Hill, who is part of an informal group of automobile dealers who meet to discuss issues related to the sector, contended that while the interest is there, the problem is a question of product availability.
“Up to now, we do not have an electric vehicle from Toyota. What we have been getting is the hybrid vehicles which also are energy-saving vehicles and will reduce the carbon output. We have been successful in getting those along with other models that we have coming online down the line. I believe Courtesy Garage just introduced an electric vehicle. But it is not the fact that we don’t want to bring them, it is the availability of them, getting them for our market,” the car dealer told Barbados TODAY on Tuesday.
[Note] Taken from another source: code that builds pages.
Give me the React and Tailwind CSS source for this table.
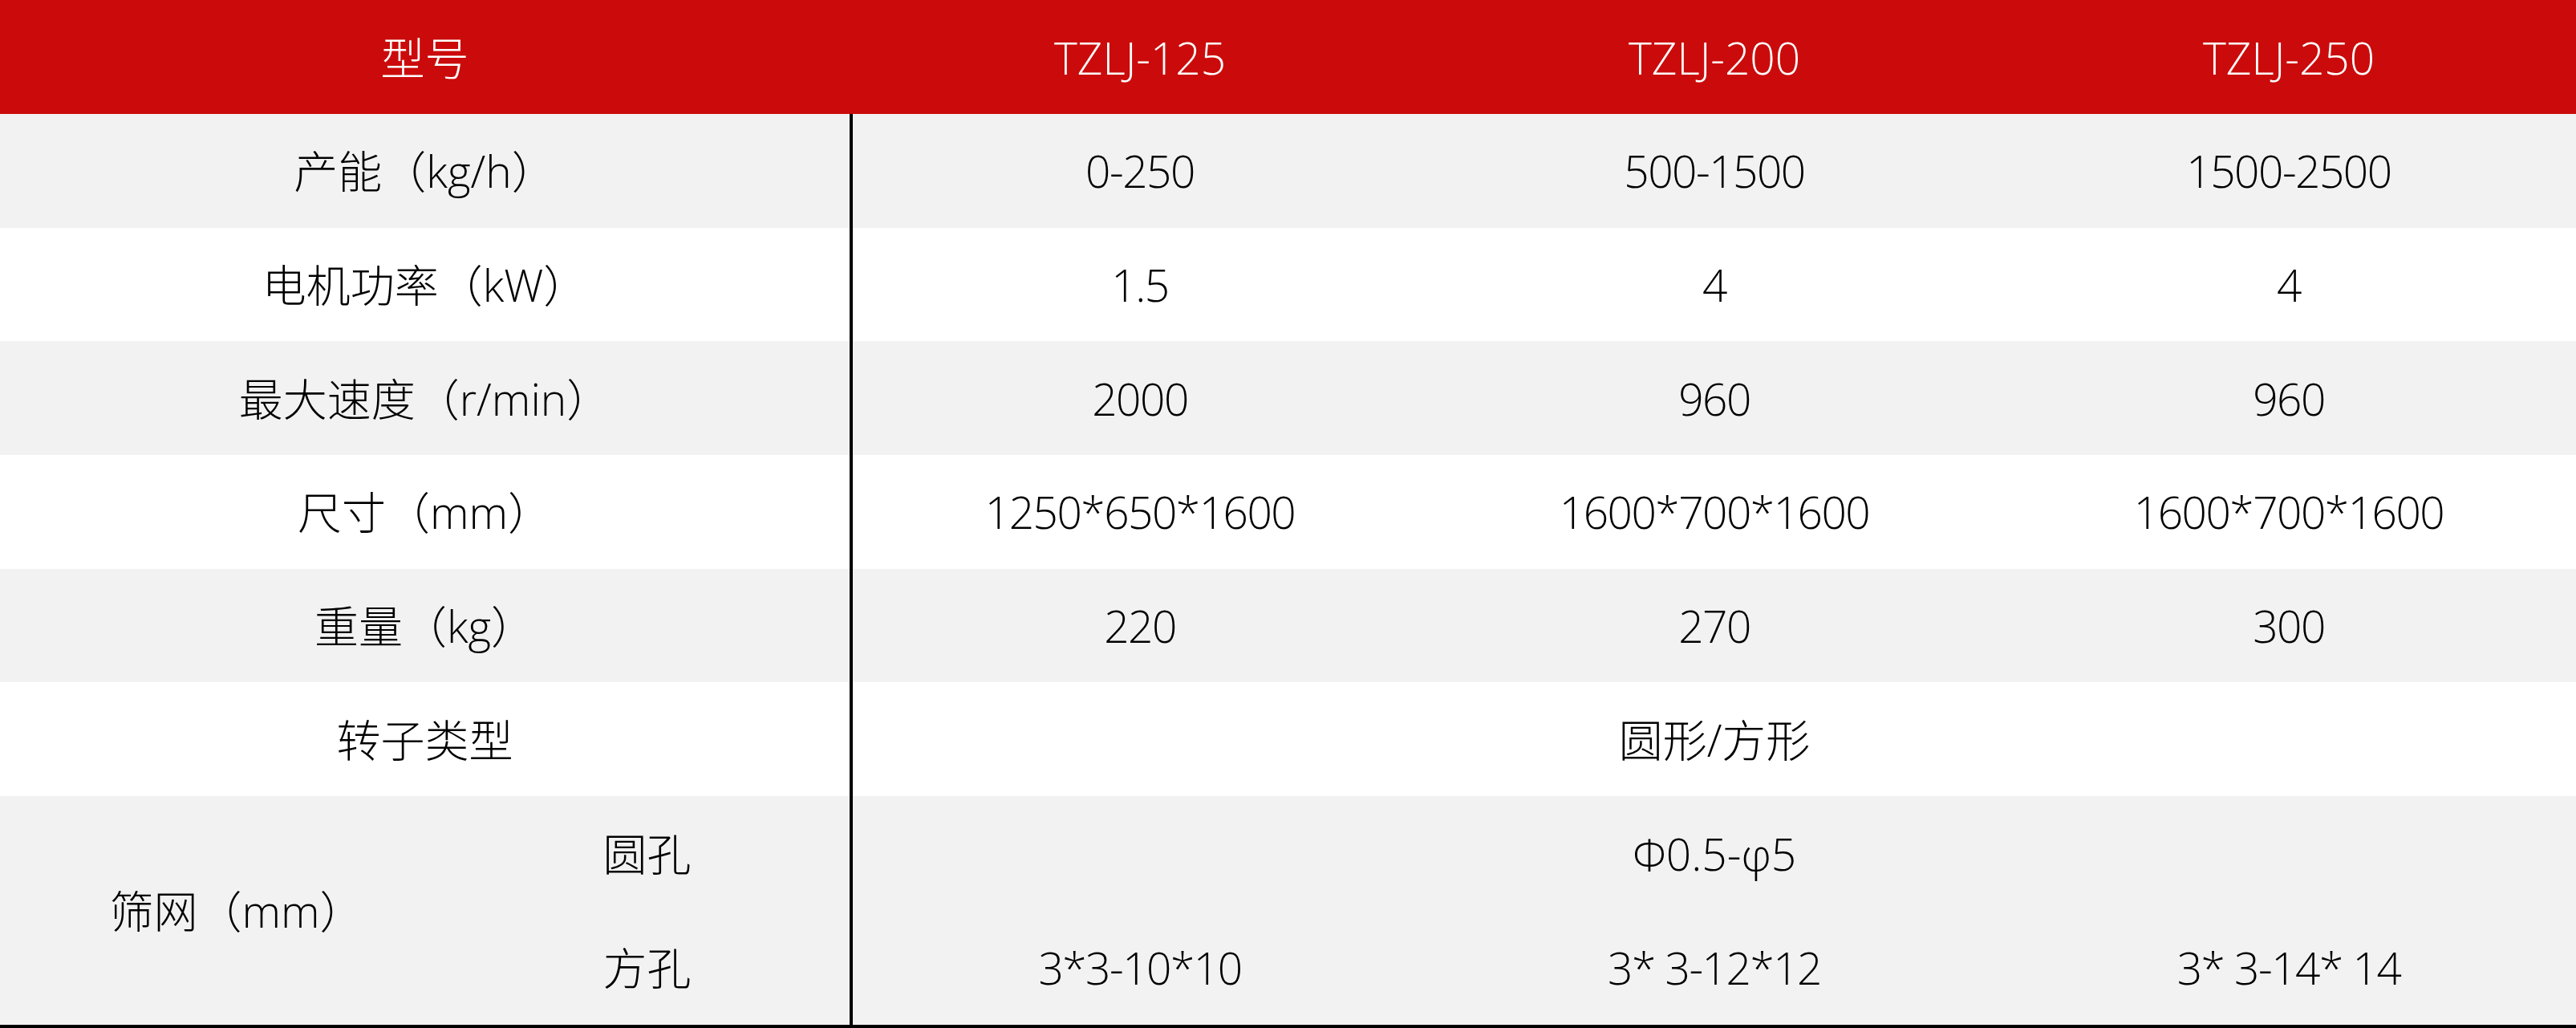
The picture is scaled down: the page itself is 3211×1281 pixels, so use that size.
import React from "react";

const rows = [
  { label: "产能（kg/h）", vals: ["0-250", "500-1500", "1500-2500"], bg: "bg-[#f2f2f2]" },
  { label: "电机功率（kW）", vals: ["1.5", "4", "4"], bg: "bg-white" },
  { label: "最大速度（r/min）", vals: ["2000", "960", "960"], bg: "bg-[#f2f2f2]" },
  { label: "尺寸（mm）", vals: ["1250*650*1600", "1600*700*1600", "1600*700*1600"], bg: "bg-white" },
  { label: "重量（kg）", vals: ["220", "270", "300"], bg: "bg-[#f2f2f2]" },
];

export default function App() {
  return (
    <div className="w-[3211px] h-[1281px] bg-white font-['Open_Sans','Noto_Sans_CJK_SC',sans-serif] font-light text-[55px] text-black leading-none">
      <div className="flex h-[142px] bg-[#cb0b0b] text-white">
        <div className="w-[1059px] flex items-center justify-center">型号</div>
        <div className="w-[4px]" />
        <div className="flex-1 flex items-center justify-center">TZLJ-125</div>
        <div className="flex-1 flex items-center justify-center">TZLJ-200</div>
        <div className="flex-1 flex items-center justify-center">TZLJ-250</div>
      </div>
      {rows.map((r) => (
        <div key={r.label} className={`flex h-[141.67px] ${r.bg}`}>
          <div className="w-[1063px] border-r-4 border-black flex items-center justify-center">{r.label}</div>
          {r.vals.map((v, i) => (
            <div key={i} className="flex-1 flex items-center justify-center tracking-[-1.5px]">{v}</div>
          ))}
        </div>
      ))}
      <div className="flex h-[141.67px] bg-white">
        <div className="w-[1063px] border-r-4 border-black flex items-center justify-center">转子类型</div>
        <div className="flex-1 flex items-center justify-center">圆形/方形</div>
      </div>
      <div className="flex h-[289px] bg-[#f2f2f2] border-b-4 border-black">
        <div className="w-[1063px] border-r-4 border-black flex">
          <div className="w-[590px] flex items-center justify-center">筛网（mm）</div>
          <div className="flex-1 flex flex-col pr-[36px]">
            <div className="flex-1 flex items-center justify-center">圆孔</div>
            <div className="flex-1 flex items-center justify-center">方孔</div>
          </div>
        </div>
        <div className="flex-1 flex flex-col">
          <div className="flex-1 flex items-center justify-center">Φ0.5-φ5</div>
          <div className="flex-1 flex tracking-[-1.5px]">
            <div className="flex-1 flex items-center justify-center">3*3-10*10</div>
            <div className="flex-1 flex items-center justify-center">3* 3-12*12</div>
            <div className="flex-1 flex items-center justify-center">3* 3-14* 14</div>
          </div>
        </div>
      </div>
    </div>
  );
}
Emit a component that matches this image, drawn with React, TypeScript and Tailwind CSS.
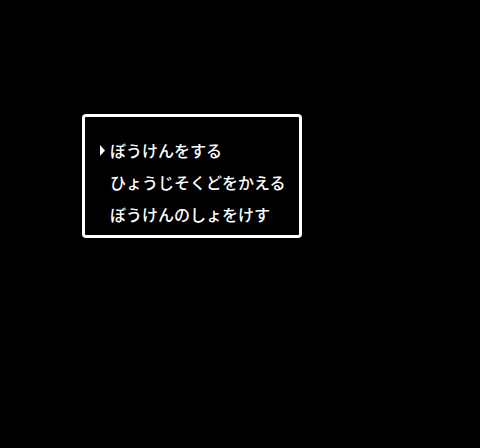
const items = ["ぼうけんをする", "ひょうじそくどをかえる", "ぼうけんのしょをけす"];

export default function App() {
  const selected = 0;
  return (
    <div className="w-[480px] h-[448px] bg-black pt-[114px] pl-[82px]">
      <div className="w-[220px] h-[124px] border-[3px] border-white rounded-[4px] pt-[17px] pl-[15px] text-white text-[16px] leading-[32px] font-medium font-['Noto_Sans_CJK_JP',sans-serif]">
        {items.map((item, i) => (
          <div key={item} className="flex items-center h-[32px]">
            <div className="w-[10px] flex items-center">
              {i === selected && (
                <svg width="6" height="11" viewBox="0 0 6 11">
                  <polygon points="0,0 5,5.5 0,11" fill="white" />
                </svg>
              )}
            </div>
            <span className="whitespace-nowrap">{item}</span>
          </div>
        ))}
      </div>
    </div>
  );
}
“There is a serious problem with the allocation of units now. A lot of our models which we have been bringing over the past three or four months, we cannot get the quantities, even in hybrid vehicles that we are ordering. We have some restrictions on quantities because of components needed in manufacturing vehicles. There is a shortage throughout the world in components. So this has created an additional problem for us in the industry,” Hill complained.
He added: “Moving towards energy-saving vehicles is not an easy thing for our area. For instance, Toyota is manufacturing electric vehicles, but no electric vehicles have been allocated as yet for our region. So we are waiting on that. What we do have are hybrid vehicles and we have introduced two or three models of hybrid vehicles and that will start to penetrate the market more.”